— start of DATA SHOWN —
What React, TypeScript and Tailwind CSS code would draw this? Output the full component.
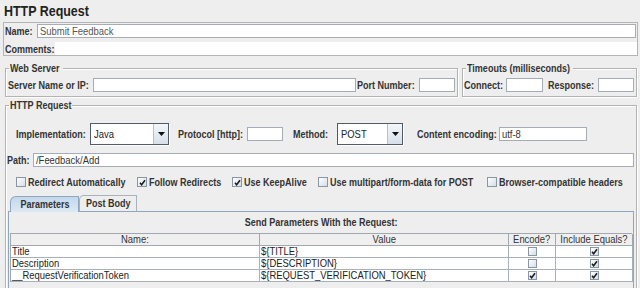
import React from "react";

// the narrow UI font of the original isn't installed, so text is squeezed horizontally
const T = ({ children, center }: { children: React.ReactNode; center?: boolean }) => (
  <span className={`inline-block whitespace-nowrap scale-x-[0.82] ${center ? "origin-center" : "origin-left"}`}>
    {children}
  </span>
);

const label = "shrink-0 whitespace-nowrap text-[11px] font-bold leading-[14px] text-[#333]";
const legend = "-mt-[8px] ml-[3px] h-[14px] overflow-visible bg-[#eeeeee] pl-[1px] text-[11px] font-bold leading-[14px] text-[#333]";
const etched = "border border-[#b3b3b3] shadow-[inset_1px_1px_0_#fff,1px_1px_0_#fff]";

const Field = ({ className = "", value = "" }: { className?: string; value?: string }) => (
  <div
    className={`h-[14px] shrink-0 overflow-hidden whitespace-nowrap border border-[#a4adb7] bg-white pl-[2px] text-[11.5px] leading-[12px] ${className}`}
  >
    {value && <T>{value}</T>}
  </div>
);

const Box = ({ on, small }: { on?: boolean; small?: boolean }) => (
  <span
    className={`inline-flex shrink-0 items-center justify-center border border-[#8a96a3] bg-linear-to-br from-white to-[#d3dde8] ${
      small ? "h-[9px] w-[9px]" : "h-[10px] w-[10px]"
    }`}
  >
    {on && (
      <svg width="7" height="7" viewBox="0 0 7 7">
        <path d="M1 3.8 L2.6 5.8 L6 1.2" fill="none" stroke="#1a1a1a" strokeWidth="1.5" />
      </svg>
    )}
  </span>
);

const Combo = ({ value, className }: { value: string; className: string }) => (
  <div className={`flex h-[22px] shrink-0 border border-[#525c68] bg-white shadow-[1px_1px_0_#fff] ${className}`}>
    <span className="flex-1 overflow-hidden pl-[3px] text-[11.5px] leading-[20px] text-[#222]">
      <T>{value}</T>
    </span>
    <span className="flex w-[15px] items-center justify-center border-l border-[#b4c0cc] bg-linear-to-b from-[#f4f7fa] to-[#d6e0ea]">
      <svg width="7" height="4" viewBox="0 0 7 4">
        <path d="M0 0 H7 L3.5 4 Z" fill="#111" />
      </svg>
    </span>
  </div>
);

const Check = ({ on, text, className }: { on?: boolean; text: string; className: string }) => (
  <div className={`flex shrink-0 items-center ${className}`}>
    <Box on={on} />
    <span className={`${label} ml-[2px]`}>
      <T>{text}</T>
    </span>
  </div>
);

const rows = [
  { name: "Title", value: "${TITLE}", encode: false },
  { name: "Description", value: "${DESCRIPTION}", encode: false },
  { name: "__RequestVerificationToken", value: "${REQUEST_VERIFICATION_TOKEN}", encode: true },
];

const cell = "h-[12px] overflow-hidden whitespace-nowrap border-r border-b border-[#a7b1bc] bg-white text-[11.5px] leading-[11px] text-[#222]";
const head = "flex h-[12px] items-center justify-center overflow-hidden whitespace-nowrap border-r border-b border-[#a0a8b0] bg-[#efefef] text-[11.5px] leading-[11px] text-[#333]";

export default function App() {
  return (
    <div className="h-[288px] w-[640px] overflow-hidden bg-[#eeeeee] font-['Liberation_Sans',Arial,sans-serif] text-[#333]">
      <div className="h-[22px] pl-[4px] pt-[2px] text-[15px] font-bold leading-[18px] text-[#222]">
        <span className="inline-block origin-left scale-x-[0.83]">HTTP Request</span>
      </div>

      <div className="ml-[3px] mr-[2px] h-[34px] border border-[#b5b5b5]">
        <div className="flex h-[16px] items-center pl-[1px]">
          <span className={`${label} w-[32px]`}>
            <T>Name:</T>
          </span>
          <Field className="mr-[1px] flex-1 shrink text-[#555]" value="Submit Feedback" />
        </div>
        <div className="mt-[3px] flex h-[13px] items-center pl-[1px]">
          <span className={`${label} w-[50px]`}>
            <T>Comments:</T>
          </span>
          <div className="h-full flex-1 bg-white" />
        </div>
      </div>

      <div className="mt-[12px] flex pl-[5px]">
        <div className={`h-[29px] w-[453px] ${etched}`}>
          <div className={`${legend} w-[54px]`}>
            <T>Web Server</T>
          </div>
          <div className="mt-[3px] flex items-center pl-[2px]">
            <span className={`${label} w-[85px]`}>
              <T>Server Name or IP:</T>
            </span>
            <Field className="w-[263px]" />
            <span className={`${label} ml-[1px] w-[62px]`}>
              <T>Port Number:</T>
            </span>
            <Field className="w-[36px]" />
          </div>
        </div>
        <div className={`ml-[4px] h-[29px] w-[175px] ${etched}`}>
          <div className={`${legend} w-[107px]`}>
            <T>Timeouts (milliseconds)</T>
          </div>
          <div className="mt-[3px] flex items-center pl-[1px]">
            <span className={`${label} w-[42px]`}>
              <T>Connect:</T>
            </span>
            <Field className="w-[37px]" />
            <span className={`${label} ml-[5px] w-[50px]`}>
              <T>Response:</T>
            </span>
            <Field className="w-[36px]" />
          </div>
        </div>
      </div>

      <div className={`ml-[5px] mt-[8px] h-[200px] w-[632px] ${etched}`}>
        <div className={`${legend} w-[63px]`}>
          <T>HTTP Request</T>
        </div>

        <div className="mt-[11px] flex h-[22px] items-center pl-[10px]">
          <span className={`${label} w-[74px]`}>
            <T>Implementation:</T>
          </span>
          <Combo value="Java" className="w-[79px]" />
          <span className={`${label} ml-[9px] w-[69px]`}>
            <T>Protocol [http]:</T>
          </span>
          <Field className="w-[36px]" />
          <span className={`${label} ml-[10px] w-[44px]`}>
            <T>Method:</T>
          </span>
          <Combo value="POST" className="w-[66px]" />
          <span className={`${label} ml-[14px] w-[82px]`}>
            <T>Content encoding:</T>
          </span>
          <Field className="w-[88px]" value="utf-8" />
        </div>

        <div className="mt-[8px] flex items-center pl-[1px]">
          <span className={`${label} w-[26px]`}>
            <T>Path:</T>
          </span>
          <Field className="mr-[2px] flex-1 shrink" value="/Feedback/Add" />
        </div>

        <div className="mt-[10px] flex h-[10px] items-center pl-[10px]">
          <Check text="Redirect Automatically" className="w-[121px]" />
          <Check on text="Follow Redirects" className="w-[95px]" />
          <Check on text="Use KeepAlive" className="w-[86px]" />
          <Check text="Use multipart/form-data for POST" className="w-[169px]" />
          <Check text="Browser-compatible headers" className="w-[140px]" />
        </div>

        <div className="relative z-10 -mb-[1px] mt-[8px] flex h-[17px] items-start pl-[4px]">
          <div className="mt-[1px] flex h-[16px] w-[69px] items-center justify-center overflow-hidden rounded-tl-[6px] border border-b-0 border-[#8fa6be] bg-linear-to-b from-[#c3d8ee] to-[#dce8f4] text-[11px] font-bold text-[#333]">
            <T center>Parameters</T>
          </div>
          <div className="flex h-[16px] w-[58px] items-center justify-center overflow-hidden rounded-tl-[5px] border border-b-0 border-[#a9b2bb] bg-[#eeeeee] text-[11px] font-bold text-[#333]">
            <T center>Post Body</T>
          </div>
        </div>

        <div className="ml-[2px] h-[100px] w-[626px] border border-[#8fa6be] bg-[#eeeeee]">
          <div className="flex h-[21px] items-center justify-center text-[11px] font-bold text-[#333]">
            <T center>Send Parameters With the Request:</T>
          </div>
          <div className="ml-[1px] grid w-[622px] grid-cols-[249px_249px_47px_77px] border-t border-l border-[#a0a8b0]">
            <div className={head}>
              <T center>Name:</T>
            </div>
            <div className={head}>
              <T center>Value</T>
            </div>
            <div className={head}>
              <T center>Encode?</T>
            </div>
            <div className={head}>
              <T center>Include Equals?</T>
            </div>
            {rows.map((r) => (
              <React.Fragment key={r.name}>
                <div className={`${cell} pl-[1px]`}>
                  <T>{r.name}</T>
                </div>
                <div className={`${cell} pl-[1px]`}>
                  <T>{r.value}</T>
                </div>
                <div className={`${cell} flex items-center justify-center`}>
                  <Box small on={r.encode} />
                </div>
                <div className={`${cell} flex items-center justify-center`}>
                  <Box small on />
                </div>
              </React.Fragment>
            ))}
          </div>
        </div>
      </div>
    </div>
  );
}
— end of DATA SHOWN —
Transcribe exactly, with no pictures, the lines running from the first line of the material through the line holding "import React from".

SOLUTION FOR THIS TASK:
What React, TypeScript and Tailwind CSS code would draw this? Output the full component.
import React from "react";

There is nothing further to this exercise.